I still think, broadly speaking, that central bank policy counts as a positive non-linearity here. 

Arguably the reason we have QE and negative rates in the Eurozone, for example, is because of low oil prices. When you look at the macroeconomic data in the euro area, Mr. Draghi has essentially pulled a reverse Trichet. In 2008, the ECB hiked rates just before disaster struck due to fears over second round effects from higher oil prices. Now the same fear over negative second effects has prompted the central bank to ease significantly—and more could be on its way—at a point in the cycle where the economy already in recovery mode cyclically speaking. In Japan, Kuroda has recently rebuffed claims of more easing, but I think further downside in the USDJPY could force a re-think.

In the end, though, debt is debt and will have to be repaid. Indeed, in the energy sector, I think the market could easily unravel quickly and violently, but also rebound strongly, unlikely the zombification of some banks and mortgage markets after 2008. 

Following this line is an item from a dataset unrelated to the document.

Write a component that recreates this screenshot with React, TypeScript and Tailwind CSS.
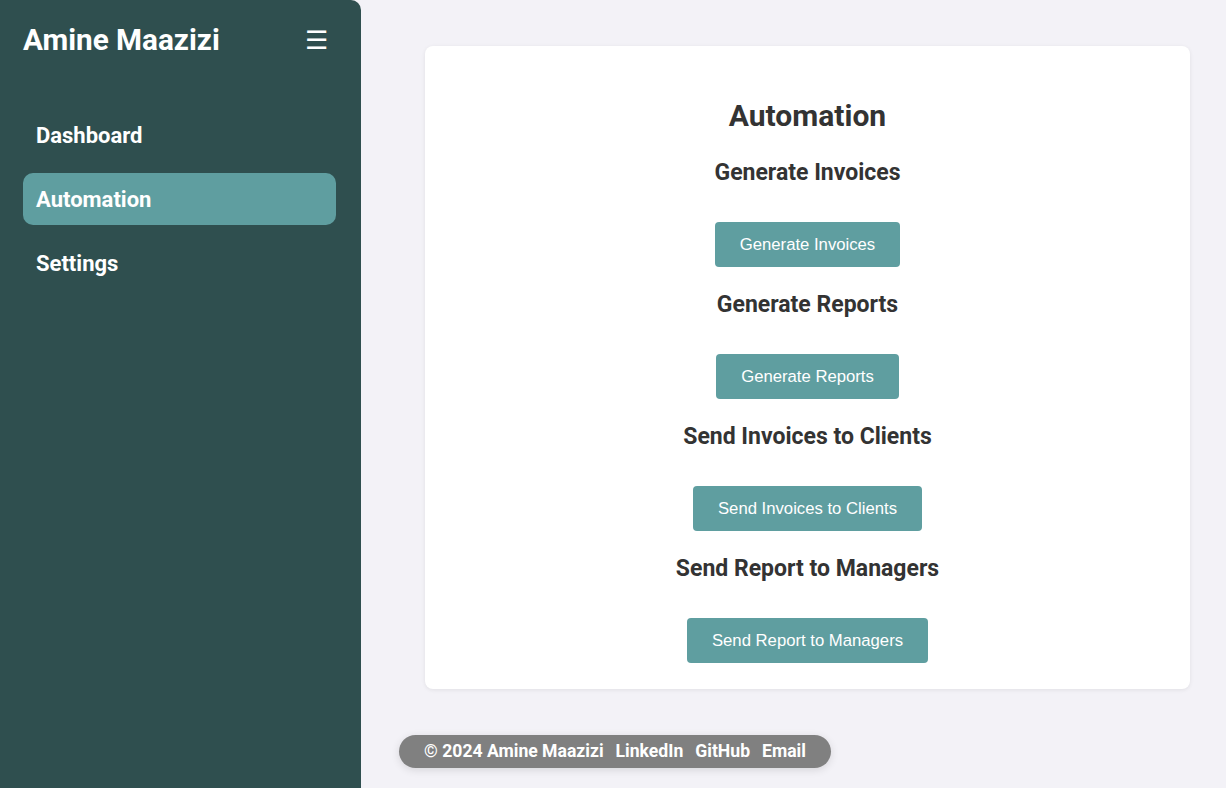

The main point remains, however, that the knee-jerk reaction to a deflationary scare just seems to be more QE, lower mortgage rates, and at least to some extent, happier consumers. Do you think U.K. consumers care about the FTSE for example? Nope, but they do care about interest rates and the housing market. I concede that the milage we'll get from extra monetary easing, or simply less tightening, can't stop market forces. But it is still an important part of the story, compared what was really an inflationary shock in 2007 that forced central banks to tighten quickly and aggressively. 

It’s interesting in this regard to dwell a bit on what’s going on the euro area. In short; absolutely nothing if you look at the macro data at least. I now know how it felt like to be writing about the U.S. economy in 2010 and 2012 when Europe was blowing up—and U.S. markets were under the weather—but the economy doing alright. It’s then with hesitation that I proclaim the “buy the dip” regime to be unchanged in Europe. 

I also think that divergences going into this sell-off are so big (i.e. relative performances between sectors and asset classes have been absolutely stretched to extremes) and I think some markets could surprise a lot both to the upside and downside. In the short run, though, Spoos and oil appear to be the drivers, but just as you shouldn't be complacent, don't fall victim to recency bias, and assume that things will automatically follow the devastating script that played out in 2008.